The Well-Pleaded Complaint
It is extremely important to recognize that the federal question must arise out of the complaint. The seminal case deciding this was Louisville & Nashville Railroad Co. v. Mottley, 211 U.S. 149 (1908), where the plaintiff did not assert a federal question but the defendant answered with a federal question and both parties agreed that the federal question is the only disputed issue in the case. This means that a case that raises a federal defense but no federal claim cannot be brought in federal district court.
The concept of the well-pleaded complaint was developed which required a court to evaluate whether a federal question exists based solely on examining everything that is necessary for the plaintiff’s claim (but nothing beyond that).
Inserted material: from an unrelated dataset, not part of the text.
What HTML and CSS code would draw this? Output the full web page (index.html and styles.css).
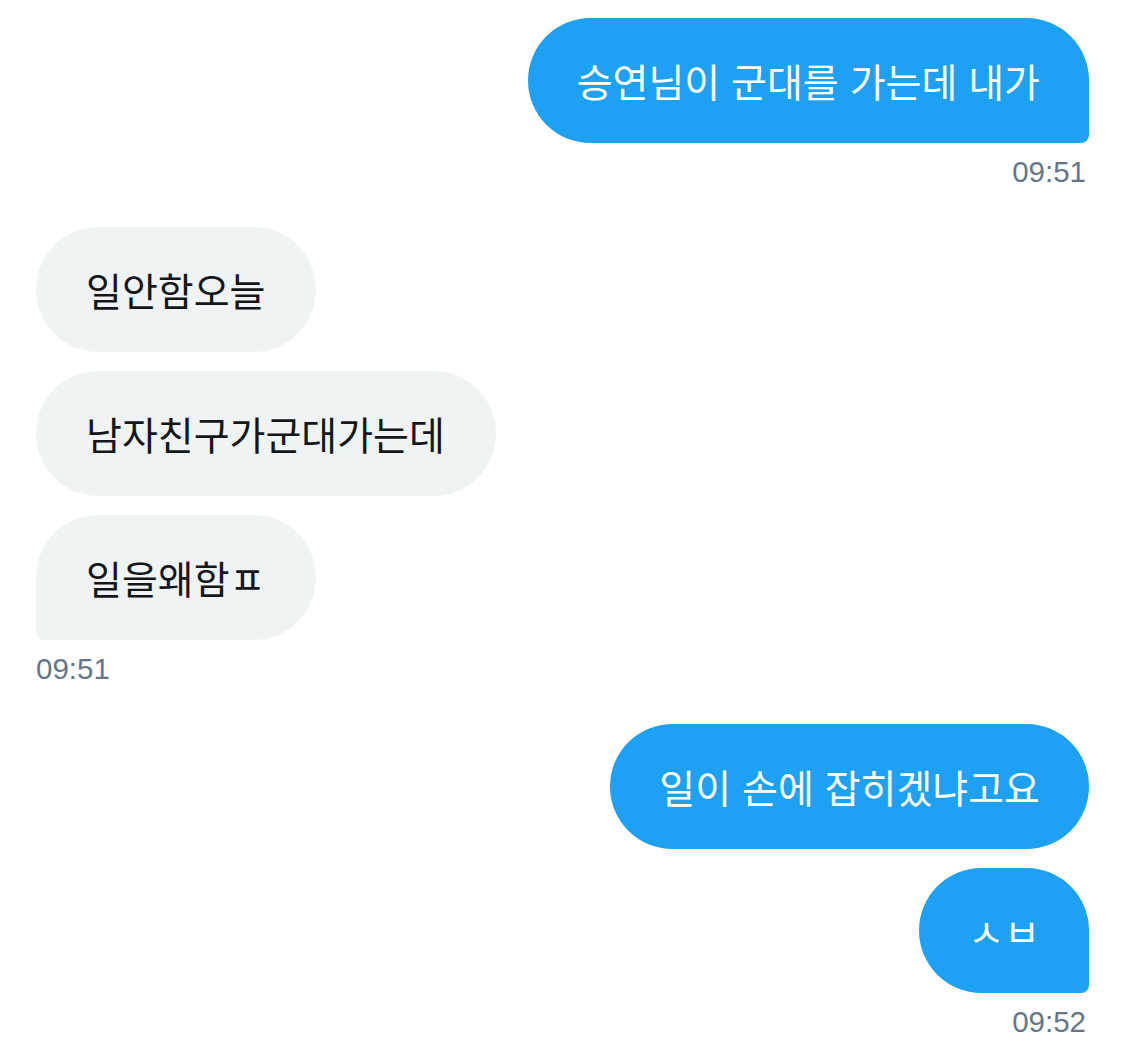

The reason for this is that courts want to determine if a federal question exists at the outset so that time is not wasted in the wrong forum.
When is a federal question enough to justify federal question jurisdiction?
In many complaints, a plaintiff will assert that the defendant violated both state and federal law. Merrell Dow Pharmaceuticals Inc. v. Thompson, 478 U.S. 804 (1986) determined that federal question jurisdiction would exist only if plaintiffs’ right to relief “depended necessarily on a substantial question of federal law.” To help determine this the court will weigh the centrality of the federal question and the importance of the federal question.
When a federal question is embedded in a state-law claim
What if the claim is based on state law but a federal question also exists in the claim? Here, a case can be within federal question jurisdiction if federal law is a “necessary element” of the claim for relief. Grable & Sons Metal Products, Inc. v. Darue Engineering & Manufacturing, 125 S. Ct. 2363 (2005). The “necessary element” test from Grable should only be applied in cases in which the federal question is embedded in a state-law claim.